There is a very diverse range of news formats across broadcast, print and online news providers in the UK, spanning traditional platform-specific formats such as fixed-schedule television bulletins and print newspapers, to innovative interactive and longform online journalism, to satirical news sources and podcasts.
Television News Formats
Fixed-schedule bulletins continue to be the mainstay of television news programming in the UK. The designated Public Service Broadcasters (PSB) with statutory obligations to provide news programming on their channels – BBC One[1]; ITV/Channel 3; Channel 4 and Channel 5 – each broadcast several bulletins on weekdays, with reduced obligations at weekends. Bulletins on BBC One – including the channel’s flagship evening bulletin News at Six which commands the largest television news audience in the UK – ITV and Channel 5 are “general purpose” bulletins, covering a range of topics over a 20-30 minute bulletin. Channel 4’s nightly bulletin is an hour in length and includes longer segments, more international news and investigative content. BBC One and ITV also host regional and local television news bulletins, typically appended to the main scheduled national programmes. The BBC also broadcasts Newsround, a daily news bulletin for children shown on the CBBC Channel (until 2012 it was also broadcast on BBC One).
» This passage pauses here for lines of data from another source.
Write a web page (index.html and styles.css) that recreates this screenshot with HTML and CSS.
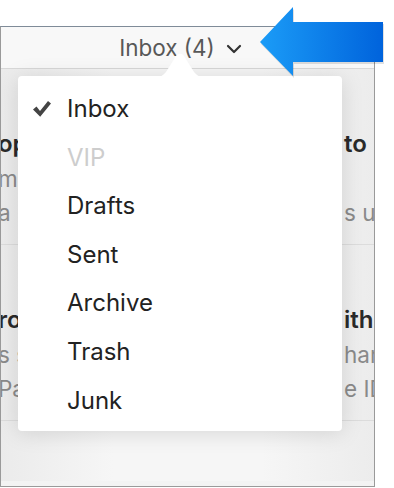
FILE: index.html
```html
<!DOCTYPE html>
<html>
<head>
<meta charset="utf-8">
<link rel="stylesheet" href="styles.css">
</head>
<body>
<div class="page">
  <div class="frame">
    <div class="header">
      <span class="title">Inbox (4)</span>
      <svg class="chev" width="16" height="10" viewBox="0 0 16 10"><path d="M2 2 L8 8 L14 2" fill="none" stroke="#333" stroke-width="2.2" stroke-linecap="round" stroke-linejoin="round"/></svg>
    </div>
    <div class="list">
      <div class="row">
        <div class="line bold"><span class="l">op</span><span class="r">to</span></div>
        <div class="line"><span class="l">mi</span><span class="r"></span></div>
        <div class="line"><span class="l">a</span><span class="r">s u</span></div>
      </div>
      <div class="row">
        <div class="line bold"><span class="l">ro</span><span class="r">ith</span></div>
        <div class="line"><span class="l">s s</span><span class="r">har</span></div>
        <div class="line"><span class="l">Pa</span><span class="r">e ID</span></div>
      </div>
      <div class="rest"></div>
    </div>
  </div>

  <div class="menu">
    <svg class="notch" width="60" height="26" viewBox="0 0 60 26"><path d="M0 26 C10 26 12 24 16 20 L26 4 C28 1 32 1 34 4 L44 20 C48 24 50 26 60 26 Z" fill="#fff"/></svg>
    <ul class="items">
      <li class="item"><svg class="check" width="20" height="18" viewBox="0 0 20 18"><path d="M1 9.5 L4.5 6.5 L8 11 L16 1 L19 3.5 L8.2 16.8 Z" fill="#444"/></svg>Inbox</li>
      <li class="item dim">VIP</li>
      <li class="item">Drafts</li>
      <li class="item">Sent</li>
      <li class="item">Archive</li>
      <li class="item">Trash</li>
      <li class="item">Junk</li>
    </ul>
  </div>

  <svg class="arrow" width="130" height="76" viewBox="0 0 130 76">
    <defs>
      <linearGradient id="ag" x1="0" y1="0" x2="1" y2="0">
        <stop offset="0" stop-color="#1b9cf7"/>
        <stop offset="1" stop-color="#0063dc"/>
      </linearGradient>
    </defs>
    <polygon points="2,36 35,1 35,16 125,16 125,56 35,56 35,70" fill="#000" opacity="0.12" transform="translate(1,2)"/>
    <polygon points="2,36 35,1 35,16 125,16 125,56 35,56 35,70" fill="url(#ag)"/>
  </svg>
</div>
</body>
</html>
```
FILE: styles.css
```css
html, body {
  margin: 0;
  padding: 0;
  background: #fff;
}
body {
  font-family: Inter, "Noto Sans", sans-serif;
}
.page {
  position: relative;
  width: 394px;
  height: 488px;
  overflow: hidden;
  padding-top: 26px;
  box-sizing: border-box;
}
.frame {
  width: 373px;
  height: 459px;
  border: 1px solid #9a9a9a;
  border-top-color: #7f8b98;
  overflow: hidden;
  background: #f3f3f3;
}
.header {
  height: 42px;
  background: #f8f8f8;
  border-bottom: 1px solid #d8d8d8;
  display: flex;
  align-items: center;
  justify-content: center;
  gap: 11px;
  padding-right: 14px;
  box-sizing: border-box;
}
.title {
  font-size: 22.5px;
  color: #585858;
  line-height: 1;
  margin-top: 2px;
}
.chev {
  display: block;
  margin-top: 2px;
}
.list {
  background: linear-gradient(to right, #ebebeb, #f6f6f6 30%, #f6f6f6 70%, #ececec);
}
.row {
  height: 176px;
  border-bottom: 1px solid #dcdcdc;
  padding-top: 58px;
  box-sizing: border-box;
}
.line {
  display: flex;
  height: 34.5px;
  line-height: 34.5px;
  font-size: 22.5px;
  color: #8a8a8a;
  white-space: nowrap;
}
.line.bold {
  font-weight: 600;
  color: #2a2a2a;
  font-size: 24px;
}
.l {
  width: 346px;
  margin-left: -3px;
  flex: none;
}
.r {
  flex: none;
}
.rest {
  height: 60px;
}
.menu {
  position: absolute;
  left: 18px;
  top: 76px;
  width: 324px;
  height: 355px;
  background: #fff;
  border-radius: 4px;
  box-shadow: 0 2px 22px rgba(0, 0, 0, 0.13);
}
.notch {
  position: absolute;
  left: 132px;
  top: -24px;
  display: block;
}
.items {
  list-style: none;
  margin: 0;
  padding: 9px 0 0 0;
}
.item {
  position: relative;
  height: 48.6px;
  line-height: 48.6px;
  font-size: 24px;
  color: #222;
  padding-left: 49px;
}
.item.dim {
  color: #cdcdcd;
}
.check {
  position: absolute;
  left: 14px;
  top: 15px;
}
.arrow {
  position: absolute;
  left: 258px;
  top: 6px;
  display: block;
}
```
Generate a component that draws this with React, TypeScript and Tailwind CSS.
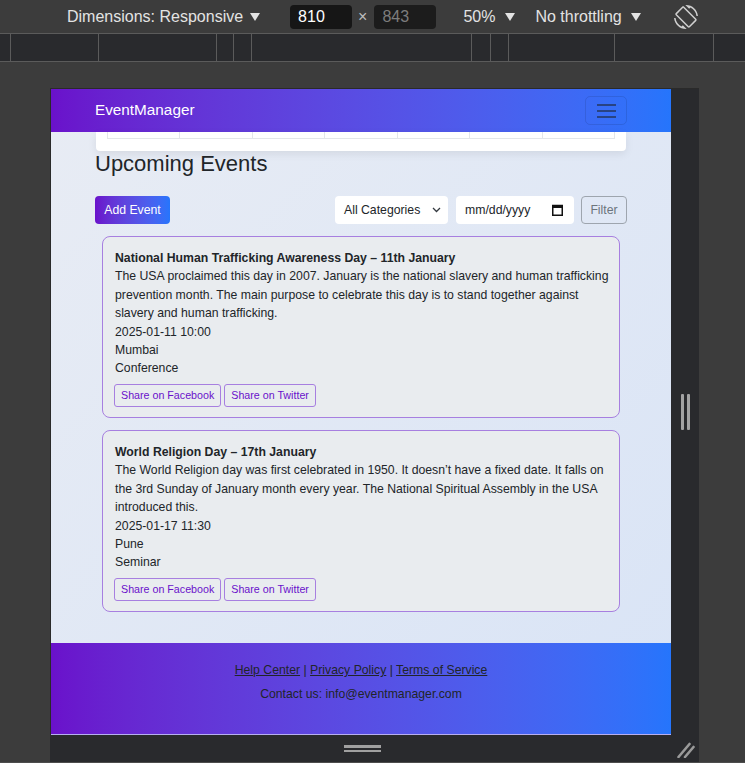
import type { ReactNode } from 'react';

const events = [
  {
    title: 'National Human Trafficking Awareness Day – 11th January',
    description:
      'The USA proclaimed this day in 2007. January is the national slavery and human trafficking prevention month. The main purpose to celebrate this day is to stand together against slavery and human trafficking.',
    date: '2025-01-11 10:00',
    location: 'Mumbai',
    category: 'Conference',
  },
  {
    title: 'World Religion Day – 17th January',
    description:
      'The World Religion day was first celebrated in 1950. It doesn’t have a fixed date. It falls on the 3rd Sunday of January month every year. The National Spiritual Assembly in the USA introduced this.',
    date: '2025-01-17 11:30',
    location: 'Pune',
    category: 'Seminar',
  },
];

const rulerMarks = [10, 98, 216, 233, 251, 471, 490, 508, 614, 713];

function Caret() {
  return (
    <svg width="10" height="8" viewBox="0 0 10 8" className="shrink-0">
      <path d="M0 0h10L5 8z" fill="#e3e3e3" />
    </svg>
  );
}

function DeviceToolbar() {
  return (
    <div className="flex h-[33px] items-center pl-[67px] text-[16px] text-[#e3e3e3]">
      <span>Dimensions: Responsive</span>
      <span className="ml-[7px]">
        <Caret />
      </span>
      <div className="ml-[30px] flex h-[24px] w-[62px] items-center rounded-[4px] bg-[#161616] pl-[8px] text-white">
        810
      </div>
      <span className="ml-[6px] text-[#bdbdbd]">×</span>
      <div className="ml-[7px] flex h-[24px] w-[62px] items-center rounded-[4px] bg-[#1c1c1c] pl-[8px] text-[#7d7d7d]">
        843
      </div>
      <span className="ml-[27px]">50%</span>
      <span className="ml-[10px]">
        <Caret />
      </span>
      <span className="ml-[20px]">No throttling</span>
      <span className="ml-[9px]">
        <Caret />
      </span>
      <svg width="24" height="24" viewBox="0 0 24 24" className="ml-[33px]" fill="#cfcfcf">
        <path d="M16.48 2.52c3.27 1.55 5.61 4.72 5.970 8.48h1.5C23.44 4.84 18.29 0 12 0l-.66.03 3.81 3.81 1.33-1.32zm-6.25-.77c-.59-.59-1.54-.59-2.12 0L1.750 8.11c-.59.59-.59 1.54 0 2.12l12.02 12.02c.59.59 1.54.59 2.12 0l6.36-6.36c.59-.59.59-1.54 0-2.12L10.23 1.75zm4.6 19.44L2.81 9.17l6.36-6.36 12.02 12.02-6.36 6.36zm-7.31.29C4.25 19.94 1.91 16.76 1.55 13H.05C.56 19.16 5.71 24 12 24l.66-.03-3.81-3.81-1.33 1.32z" />
      </svg>
    </div>
  );
}

function Ruler() {
  return (
    <div className="h-[29px] border-y border-[#5b5b5b] bg-[#292a2d]">
      <svg width="745" height="27" className="block">
        {rulerMarks.map((x) => (
          <rect key={x} x={x} y={0} width={1} height={27} fill="#5b5b5b" />
        ))}
      </svg>
    </div>
  );
}

function Navbar() {
  return (
    <nav className="flex h-[43px] items-center justify-between bg-linear-to-r from-[#6a11cb] to-[#2575fc] pl-[44px] pr-[44px]">
      <span className="text-[15.3px] text-white">EventManager</span>
      <button className="flex h-[29px] w-[42px] items-center justify-center rounded-[5px] border border-black/10">
        <svg width="19" height="14" viewBox="0 0 19 14">
          <path d="M0 1h19M0 7h19M0 13h19" stroke="#24365d" strokeWidth="1.3" />
        </svg>
      </button>
    </nav>
  );
}

function CalendarPeek() {
  return (
    <div className="ml-[1px] h-[19px] w-[530px] rounded-b-[4px] bg-white pl-[11px] shadow-[0_3px_8px_rgba(0,0,0,0.08)]">
      <div className="grid h-[7px] w-[508px] grid-cols-7 border-b border-l border-[#e3e6ea]">
        {Array.from({ length: 7 }).map((_, i) => (
          <div key={i} className="border-r border-[#e3e6ea]" />
        ))}
      </div>
    </div>
  );
}

function FilterBar() {
  return (
    <div className="mt-[19px] flex h-[28px] items-center justify-between text-[12.25px]">
      <button className="h-[28px] w-[75px] rounded-[4px] bg-linear-to-r from-[#6a11cb] to-[#2575fc] text-white">
        Add Event
      </button>
      <div className="flex items-center">
        <div className="flex h-[28px] w-[113px] items-center rounded-[4px] bg-white pl-[9px] text-[#212529]">
          <span>All Categories</span>
          <svg width="9" height="6" viewBox="0 0 9 6" className="ml-[12px]">
            <path d="M1 1l3.5 3.5L8 1" stroke="#343a40" strokeWidth="1.3" fill="none" />
          </svg>
        </div>
        <div className="ml-[8px] flex h-[28px] w-[118px] items-center rounded-[4px] bg-white pl-[9px] text-[#212529]">
          <span>mm/dd/yyyy</span>
          <svg width="11" height="12" viewBox="0 0 11 12" className="ml-[22px]">
            <rect x="0.75" y="1.5" width="9.5" height="9.75" fill="none" stroke="#111" strokeWidth="1.5" />
            <rect x="0.75" y="1.5" width="9.5" height="2.5" fill="#111" />
          </svg>
        </div>
        <button className="ml-[7px] h-[28px] w-[46px] rounded-[4px] border border-[#9ea5ae] text-[#6c757d]">
          Filter
        </button>
      </div>
    </div>
  );
}

function ShareButton({ children }: { children: ReactNode }) {
  return (
    <button className="h-[23px] rounded-[3px] border border-[#a77fe0] px-[6px] text-[10.7px] text-[#6a11cb]">
      {children}
    </button>
  );
}

function EventCard({ event }: { event: (typeof events)[number] }) {
  return (
    <div className="h-[182px] rounded-[8px] border border-[#a77fe0] bg-[#e9ecef] pt-[12px] pl-[11px] pr-[10px] text-[12.25px] leading-[18.37px] text-[#212529]">
      <div className="pl-[1px] font-bold">{event.title}</div>
      <div className="pl-[1px]">{event.description}</div>
      <div className="pl-[1px]">{event.date}</div>
      <div className="pl-[1px]">{event.location}</div>
      <div className="pl-[1px]">{event.category}</div>
      <div className="mt-[6px] flex gap-[3px]">
        <ShareButton>Share on Facebook</ShareButton>
        <ShareButton>Share on Twitter</ShareButton>
      </div>
    </div>
  );
}

function Footer() {
  return (
    <footer className="h-[91px] bg-linear-to-r from-[#6a11cb] to-[#2575fc] pt-[18px] text-center text-[12.25px] leading-[18.37px] text-[#212529]">
      <p className="mb-[6px]">
        <a className="underline">Help Center</a> | <a className="underline">Privacy Policy</a> |{' '}
        <a className="underline">Terms of Service</a>
      </p>
      <p>Contact us: info@eventmanager.com</p>
    </footer>
  );
}

function Page() {
  return (
    <div className="w-[620px] bg-linear-to-br from-[#e8ecf4] to-[#d9e4f6] font-['Liberation_Sans',Arial,sans-serif]">
      <Navbar />
      <div className="px-[44px]">
        <CalendarPeek />
        <h2 className="h-[26px] text-[22px] leading-[26px] text-[#212529]">Upcoming Events</h2>
        <FilterBar />
        <div className="mx-[7px] mt-[12px] flex flex-col gap-[12px]">
          {events.map((ev) => (
            <EventCard key={ev.title} event={ev} />
          ))}
        </div>
      </div>
      <div className="h-[31px]" />
      <Footer />
      <div className="h-[1px] bg-[#b7aef0]" />
    </div>
  );
}

export default function App() {
  return (
    <div className="flex h-[763px] w-[745px] flex-col overflow-hidden bg-[#3c3c3c] font-['Liberation_Sans',Arial,sans-serif]">
      <DeviceToolbar />
      <Ruler />
      <div className="h-[26px] shrink-0" />
      <div className="ml-[50px] flex w-[649px] flex-col">
        <div className="flex border-t border-[#2a2a2a]">
          <div className="border-l border-[#2a2a2a]">
            <Page />
          </div>
          <div className="flex w-[28px] items-center justify-center gap-[3px] bg-[#292a2d]">
            <div className="h-[36px] w-[3px] rounded-[1px] bg-[#a3a3a3]" />
            <div className="h-[36px] w-[3px] rounded-[1px] bg-[#a3a3a3]" />
          </div>
        </div>
        <div className="flex h-[27px] items-start bg-[#292a2d]">
          <div className="ml-[294px] mt-[10px] flex flex-col gap-[2px]">
            <div className="h-[2.5px] w-[37px] bg-[#a0a0a0]" />
            <div className="h-[2.5px] w-[37px] bg-[#a0a0a0]" />
          </div>
          <svg width="18" height="18" viewBox="0 0 18 18" className="ml-[296px] mt-[5px]">
            <path d="M1.5 17L12.5 4M8 17L16.5 7" stroke="#9a9a9a" strokeWidth="2.6" strokeLinecap="round" />
          </svg>
        </div>
      </div>
      <div className="mt-auto h-[1px] bg-[#4d4d4d]" />
    </div>
  );
}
There is also a wide range of current affairs programming on the UK’s PSB channels. These consist of pre-recorded investigative journalism programmes, such as the BBC One’s Panorama, ITV’s Tonight or Channel 4’s Dispatches, mixed live/recorded programmes like BBC Two’s weeknight show Newsnight, and panel discussion shows such as The Andrew Neil Show on BBC and Peston on ITV. Current affairs programming for Scottish, Welsh and Northern Irish audiences is also broadcast.
24-hour news programming is also provided on the BBC News channel and BBC Parliament, and on the Sky News channel. In addition to reactive rolling news coverage, BBC News and Sky News provide a mix of bulletins (including simultaneous broadcasting of BBC One bulletins by BBC News) and pre-recorded programming including international reporting, travel and discussion shows. Both channels also host nightly discussion shows reviewing the following morning’s newspaper front pages, typically released in time for these programmes. Sky also operates a 24-hour sports news channel, Sky Sports News.
Finally, there are some popular satirical programmes that review news and current affairs, such as BBC One’s long-running weekly news review panel show Have I Got News For You and Channel 4’s combination talk-show and news review show The Last Leg.
Radio News Formats
The BBC broadcasts a twice-daily fifteen-minute news flagship news bulletin, Newsbeat, tailored to younger audiences, on its main music-based radio station, Radio 1 and on the BBC Asian Network. The BBC’s remaining music-based radio stations include short hourly news roundups, while Radio 2 has some news review and discussion programmes. BBC Radio 4 is the Corporation’s main spoken-word station, which includes a large amount of news and current affairs programming, including the agenda-setting early-morning Today programme, the Parliamentary review programme Today in Parliament, current-affairs shows like File on 4 and international news on programmes such as From Our Own Correspondent. BBC Radio 5 Live broadcasts news alongside other live coverage such as phone-ins, interviews and sport. The BBC’s radio news programming is replicated in its specialized Welsh, Scottish and Northern Irish stations as well as its network of local stations in England. Commercial music radio stations in the UK run short news roundups supplied by Sky News, and several talk radio stations operate nationwide, including talkSPORT and LBC.
Print News Formats
The national press consists of a mix of tabloid, mid-market and broadsheet newspapers, each of which present news in different ways to different target audiences. Each newspaper also includes a range of news formats, from reportage to comment pieces and leader columns. Some significant news and current affairs magazines also circulate, such as the Spectator and the New Statesman as well as the satirical Private Eye, each of which contain commentary and current affairs reporting in their print editions. Local newspapers largely provide localized versions of the output of the national press, but a network of hyperlocal sites (skewing more online than persisting with print) has emerged over the past two decades, providing a varied range of different approaches to newsgathering and reporting.
Online News Formats
Most legacy print and broadcast news providers also now provide a range of different news formats online, and ‘live’ or rolling text-based and multimedia news articles are a popular new means of conveying news. Podcasts are now available from several newspapers (such as the Guardian) and news magazines (such as the Spectator), and online news provision allows for multimedia news stories (typically a mix of text and video clips), though some providers, such as the BBC and the Guardian experiment with more integrated multimedia and interactive storytelling. New types of news sites with significant resources have also emerged, including partisan or commentary sites such as The Canary or UnHerd respectively, campaigning news sites such as openDemocracy and long-form investigative journalism sites like Tortoise. All provide new versions of familiar news formats.
[1] BBC Two also has PSB obligations for current affairs programming, but not for standard news bulletins.